* _Task description_
Would you transcribe the listing that follows, character for character, and omit its images?
◇ ◇ ◇ ◇ ◇
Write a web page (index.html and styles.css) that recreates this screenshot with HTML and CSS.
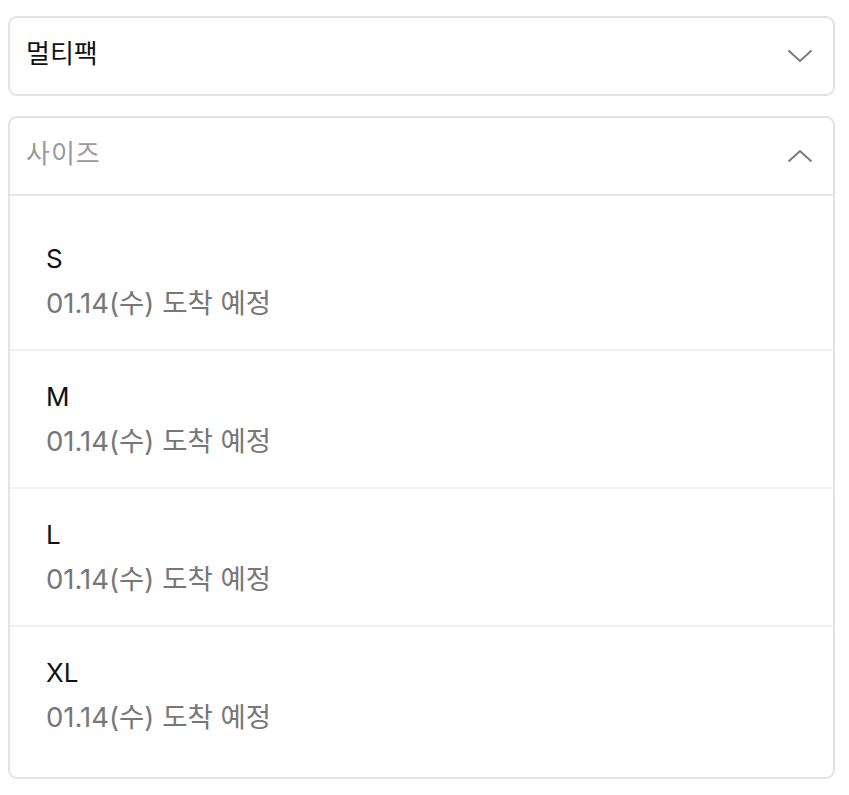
FILE: index.html
```html
<!DOCTYPE html>
<html lang="ko">
<head>
<meta charset="utf-8">
<link rel="stylesheet" href="styles.css">
</head>
<body>
<div class="page">
  <div class="select">
    <div class="select-head">
      <span class="value">멀티팩</span>
      <svg class="chev" width="26" height="14" viewBox="0 0 26 14"><path d="M1.5 1.5 L13 12 L24.5 1.5" fill="none" stroke="#7a7a7a" stroke-width="2"/></svg>
    </div>
  </div>
  <div class="select open">
    <div class="select-head">
      <span class="placeholder">사이즈</span>
      <svg class="chev" width="26" height="14" viewBox="0 0 26 14"><path d="M1.5 12.5 L13 2 L24.5 12.5" fill="none" stroke="#7a7a7a" stroke-width="2"/></svg>
    </div>
    <ul class="options">
      <li class="option"><div class="name">S</div><div class="eta">01.14(수) 도착 예정</div></li>
      <li class="option"><div class="name">M</div><div class="eta">01.14(수) 도착 예정</div></li>
      <li class="option"><div class="name">L</div><div class="eta">01.14(수) 도착 예정</div></li>
      <li class="option"><div class="name">XL</div><div class="eta">01.14(수) 도착 예정</div></li>
    </ul>
  </div>
</div>
</body>
</html>
```
FILE: styles.css
```css
* { box-sizing: border-box; }
html, body { margin: 0; padding: 0; background: #fff; }
body {
  font-family: "Inter", "Noto Sans CJK KR", sans-serif;
  color: #111;
}
.page {
  padding: 16px 14px 0 8px;
  display: flex;
  flex-direction: column;
  gap: 20px;
}
.select {
  border: 2px solid #e3e3e3;
  border-radius: 9px;
  background: #fff;
}
.select-head {
  height: 76px;
  display: flex;
  align-items: center;
  justify-content: space-between;
  padding: 0 20px 0 16px;
}
.value, .placeholder {
  font-size: 26px;
  line-height: 1;
  position: relative;
  top: -2px;
}
.placeholder { color: #9a9a9a; letter-spacing: 1px; }
.chev { display: block; }
.options {
  list-style: none;
  margin: 0;
  padding: 17px 0 14px;
  border-top: 2px solid #e6e6e6;
}
.option {
  padding: 26px 0 26px 36px;
  border-top: 2px solid #f1f1f1;
}
.option:first-child { border-top: none; }
.name {
  font-size: 26px;
  line-height: 40px;
  color: #111;
}
.eta {
  font-size: 27.5px;
  line-height: 40px;
  margin-top: 4px;
  color: #777;
}
```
◇ ◇ ◇ ◇ ◇
* _Task response_
Write a web page (index.html and styles.css) that recreates this screenshot with HTML and CSS.
FILE: index.html
```html
<!DOCTYPE html>
<html lang="ko">
<head>
<meta charset="utf-8">
<link rel="stylesheet" href="styles.css">
</head>
<body>
<div class="page">
  <div class="select">
    <div class="select-head">
      <span class="value">멀티팩</span>
      <svg class="chev" width="26" height="14" viewBox="0 0 26 14"><path d="M1.5 1.5 L13 12 L24.5 1.5" fill="none" stroke="#7a7a7a" stroke-width="2"/></svg>
    </div>
  </div>
  <div class="select open">
    <div class="select-head">
      <span class="placeholder">사이즈</span>
      <svg class="chev" width="26" height="14" viewBox="0 0 26 14"><path d="M1.5 12.5 L13 2 L24.5 12.5" fill="none" stroke="#7a7a7a" stroke-width="2"/></svg>
    </div>
    <ul class="options">
      <li class="option"><div class="name">S</div><div class="eta">01.14(수) 도착 예정</div></li>
      <li class="option"><div class="name">M</div><div class="eta">01.14(수) 도착 예정</div></li>
      <li class="option"><div class="name">L</div><div class="eta">01.14(수) 도착 예정</div></li>
      <li class="option"><div class="name">XL</div><div class="eta">01.14(수) 도착 예정</div></li>
    </ul>
  </div>
</div>
</body>
</html>
```
FILE: styles.css
```css
* { box-sizing: border-box; }
html, body { margin: 0; padding: 0; background: #fff; }
body {
  font-family: "Inter", "Noto Sans CJK KR", sans-serif;
  color: #111;
}
.page {
  padding: 16px 14px 0 8px;
  display: flex;
  flex-direction: column;
  gap: 20px;
}
.select {
  border: 2px solid #e3e3e3;
  border-radius: 9px;
  background: #fff;
}
.select-head {
  height: 76px;
  display: flex;
  align-items: center;
  justify-content: space-between;
  padding: 0 20px 0 16px;
}
.value, .placeholder {
  font-size: 26px;
  line-height: 1;
  position: relative;
  top: -2px;
}
.placeholder { color: #9a9a9a; letter-spacing: 1px; }
.chev { display: block; }
.options {
  list-style: none;
  margin: 0;
  padding: 17px 0 14px;
  border-top: 2px solid #e6e6e6;
}
.option {
  padding: 26px 0 26px 36px;
  border-top: 2px solid #f1f1f1;
}
.option:first-child { border-top: none; }
.name {
  font-size: 26px;
  line-height: 40px;
  color: #111;
}
.eta {
  font-size: 27.5px;
  line-height: 40px;
  margin-top: 4px;
  color: #777;
}
```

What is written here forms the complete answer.